En décembre 1983, Georges Mabille consacre un article dans Réforme au « souffle de réconciliation qui se manifeste dans ce père où nos pères huguenots ont trouvé refuge en 1688 1579  ».Georges Mabille a participé quelques jours auparavant à une assemblée interraciale groupant des délégations venues du monde entier qui ont réfléchi aux implications de la politique de l’apartheid, faisant apparaître des opinions opposées. Un pasteur noir profite de l’assemblée pour féliciter Georges Mabille de la création du centre de Wilgespruit en 1948. Les propos de ce pasteur sont reproduits de la manière suivante :

‘« A cette époque, le parti nationaliste afrikaner du Dr Malan est venu au pouvoir pour notre malheur. Si vous, nos quelques frères blancs et noirs, n’aviez pas fondé Wilgespruit cette année-là, nous perdions confiance dans le bien fondé de l’Evangile apporté par les blancs. Merci pour ce que vous avez fait pour tenter de sauver la situation des divers groupes raciaux de notre pays1580 ».’

Georges Mabille salue ensuite l’existence de la SUCA, « l’union des étudiants pour une action chrétienne », organisation créée par trois étudiants noirs au début des années 80 qui œuvre pour la réconciliation entre étudiants noirs et blancs :

‘« Quoi de plus admirable que de penser que des Noirs, les principales victimes de l’apartheid, qui sont les instigateurs chrétiens d’un mouvement de réconciliation tel que SUCA ?1581 ».’
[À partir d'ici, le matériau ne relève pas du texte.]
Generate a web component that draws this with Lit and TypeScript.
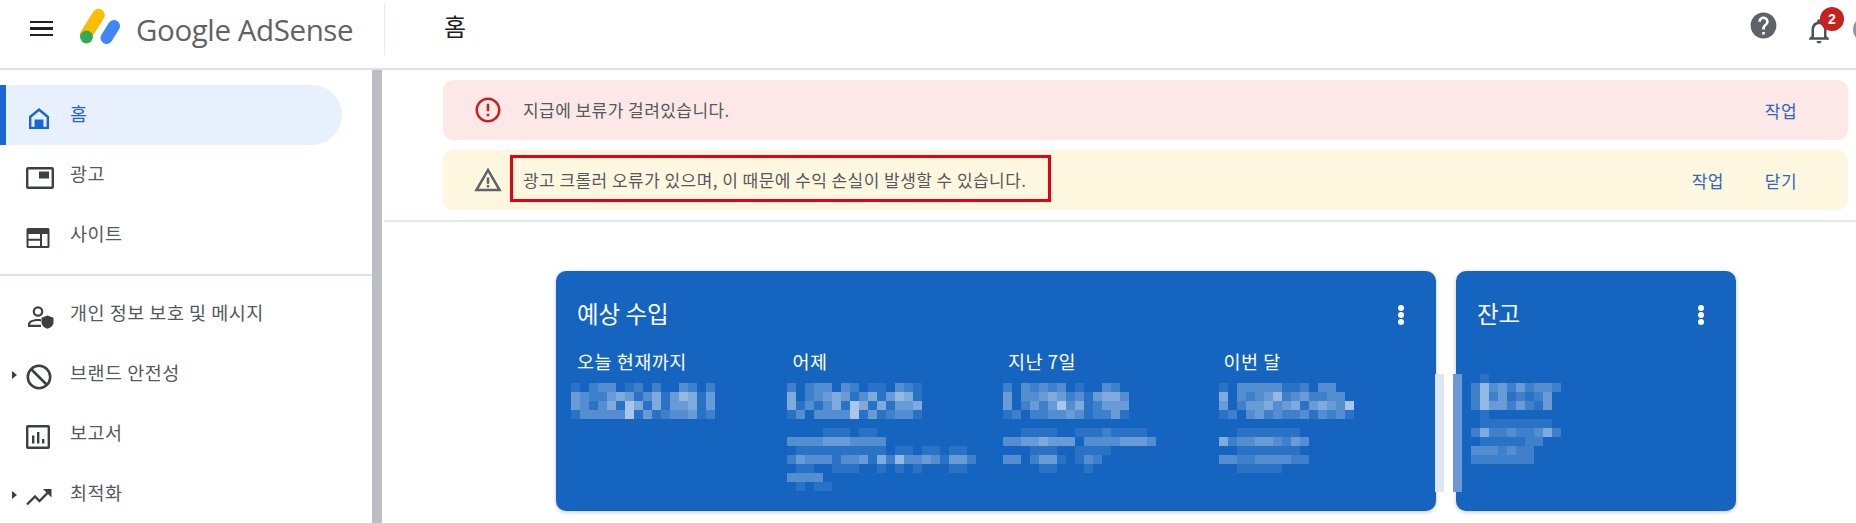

Si Georges Mabille s’exprime sur les sujets de réconciliation, il pose également un regard éclairé sur les lois de l’apartheid. Il intervient en effet en octobre 1984 dans Réforme 1582 en consacrant un article entier au « Grand apartheid », reproduisant la déclaration du Dr Mulder (ministre de l’Administration bantoue) du 7 février 1978 faite devant le parlement du Cap concernant la perte de la citoyenneté pour les habitants des bantoustans1583. Ce thème est abordé alors que s’élabore la nouvelle Constitution du gouvernement Botha. Georges Mabille rappelle que cette évolution politique n’apportera aucun changement aux fondements du « grand apartheid » :

‘« En vérité, cette pratique de déchéance de la nationalité constitue la composante fondamentale de la nouvelle Constitution du gouvernement Botha, rejetée par le Conseil de sécurité de l’ONU le 17 août 19841584 […]. En fait, ces bantoustans ne sont même pas pleinement reconnus non plus par le gouvernement d’Afrique du Sud (RSA) puisque leur indépendance n’est pas complète. En effet, la RSA refuse d’accorder aux nationaux de ces Etats un statut et un traitement sans discrimination, ce qui est une entorse aux principes de la législation internationale concernant les étrangers1585 ».’

Georges Mabille se concentre ici sur le système des bantoustans qui ne sont pas touchés par les réformes constitutionnelles et informe les Français sur le renforcement de ce pilier du système. Les conséquences très concrètes sont exposées clairement :

‘« Enfin, les Noirs font l’objet d’un traitement inhumain et brutal lors de leur transfert et de leur réinstallation par les autorités de l’administration sud-africaine. C’est la mise en pratique de l’idéologie qui préside à cette politique de « dénationalisation » : les Noirs ne font plus partie de la Nation sud-africaine : ils peuvent donc être soumis à un traitement inférieur… « Dénationalisation » et déshumanisation sont l’avers et le revers d’une même monnaie 1586».’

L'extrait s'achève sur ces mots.